The appearance of a sharp breakout gap has tremendous buy power. But the skilled trader should remain cautious when the move lacks heavy volume. Bursts of enthusiastic buying must draw wide attention that ignites further price expansion. When strong volume fails to appear, the gap may fill quickly and trap the emotional longs. Non-gapping, high volume surges provide a comfortable price floor similar to gaps. But support can be less dependable, forcing a stock to swing into a new range rather than rise quickly.

Fortunately this scenario sets up good pullback trades. The uptrend terrain faces predictable obstacles marked by Clear Air pockets and congestion from prior downtrends. These barriers can force frequent dips that mark good buying opportunities. The trader must identify these profitable zones in advance and be ready to act.

Gap breakouts are more likely to rise toward higher prices immediately than simple volume breakouts. Waiting for a dip may be futile. Extreme crowd enthusiasm ignites continued buying at higher levels and market makers don't need pullbacks to generate volume. If entry is desired, use a trend-following strategy and manage risk with absolute price or percentage stop loss.
As trend builds momentum, surges register on technical indicators such as MACD and ADX. Volatility absorbs each thrust and parabolic rallies erupt. Dips will cease during these runaway expansion moves as price range expands bar to bar, often culminating in a second (continuation) gap and a final exhaustion spike.

After rapid price movement, markets need time to absorb instability generated by that trend's momentum. They pause to catch their breath as both volume and price rate of change drop sharply. During this consolidation period, new price levels undergo continuous testing for support and resistance. To the pattern reader, this range phenomenon reveals itself through the familiar shapes of Flags, Pennants and Rectangles.

Relatively simple mechanics underlie the formation of these continuation patterns. The orderly return to a market's mean state sets the foundation for a new thrust in the same direction. In a series of sharp trend moves, congestion tends to alternate between simple and complex in both time and size. Trade defensively when the prior pattern was both short and simple. Go on the offense after observing an extended battle in the last range.
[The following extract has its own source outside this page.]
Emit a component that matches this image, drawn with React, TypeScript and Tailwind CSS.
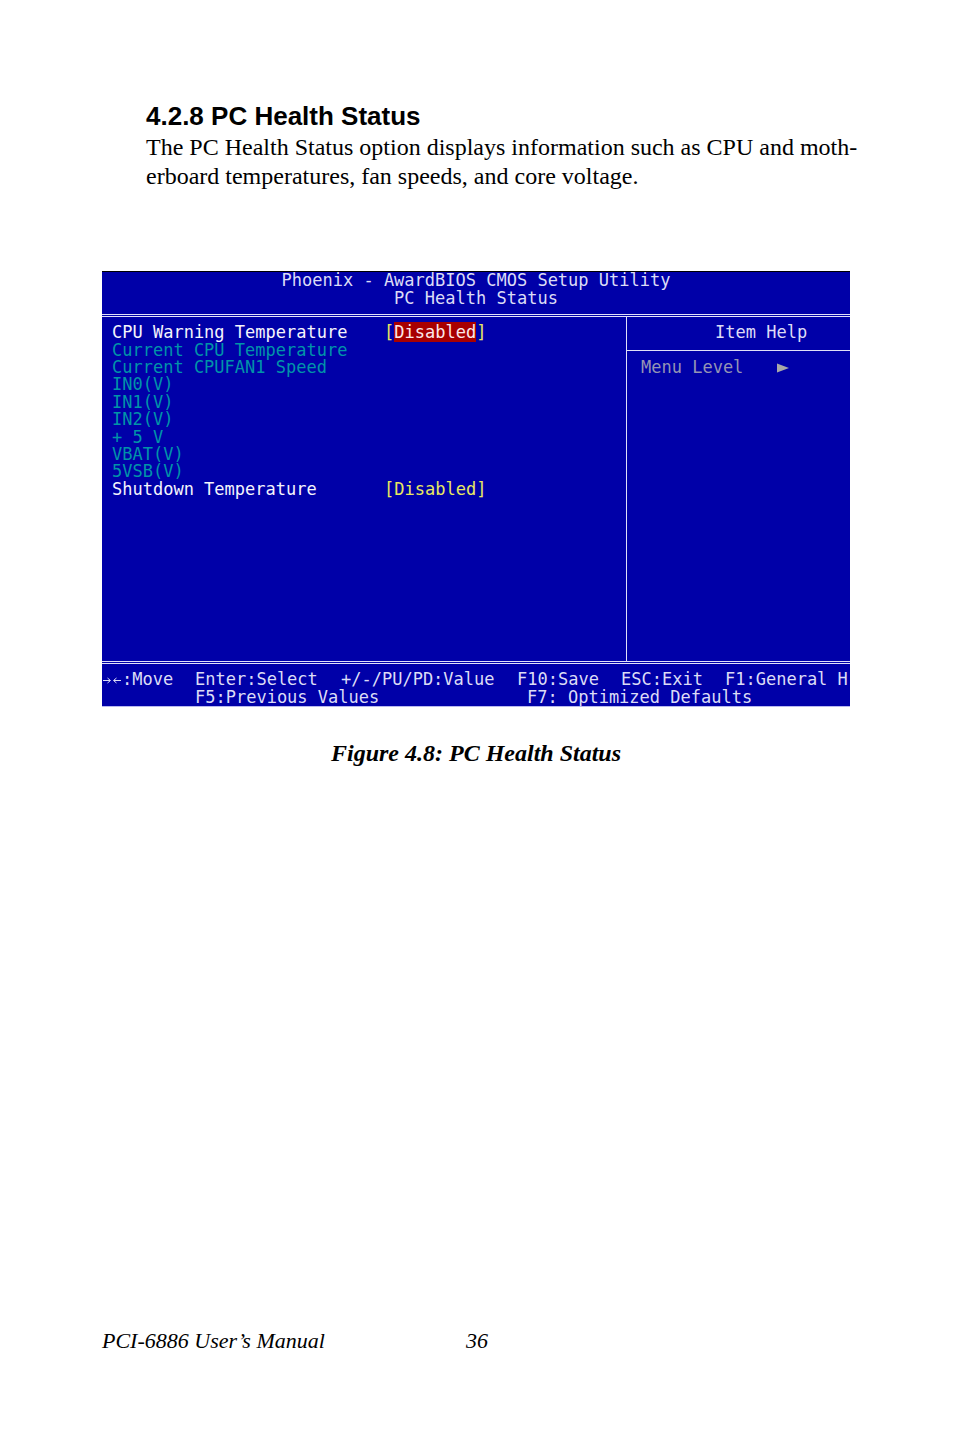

When examining continuation patterns, traders must pay close attention to proportionality. This visual element will validate or nullify other predictive observations. Constricted ranges should be proportional in both time and size to the trends that precede them. When they take on dimensions larger than expected from visual examination, odds increase that the observed range actually relates to the next trend larger in scale than the one being viewed. This can trigger devastating trend relativity errors, in which positions are executed based on patterns longer or shorter than the time frame being traded.

All patterns must be evaluated within the context of trend relativity. The existence of any range depends upon the time frame being analyzed. For example, a market may print a strong bull move on the weekly chart, a bear on the daily and a tight continuation pattern on the 5-min bar, all at the same time. A range drawn through one time frame does not signal similar conditions in the other periods that particular market trades through.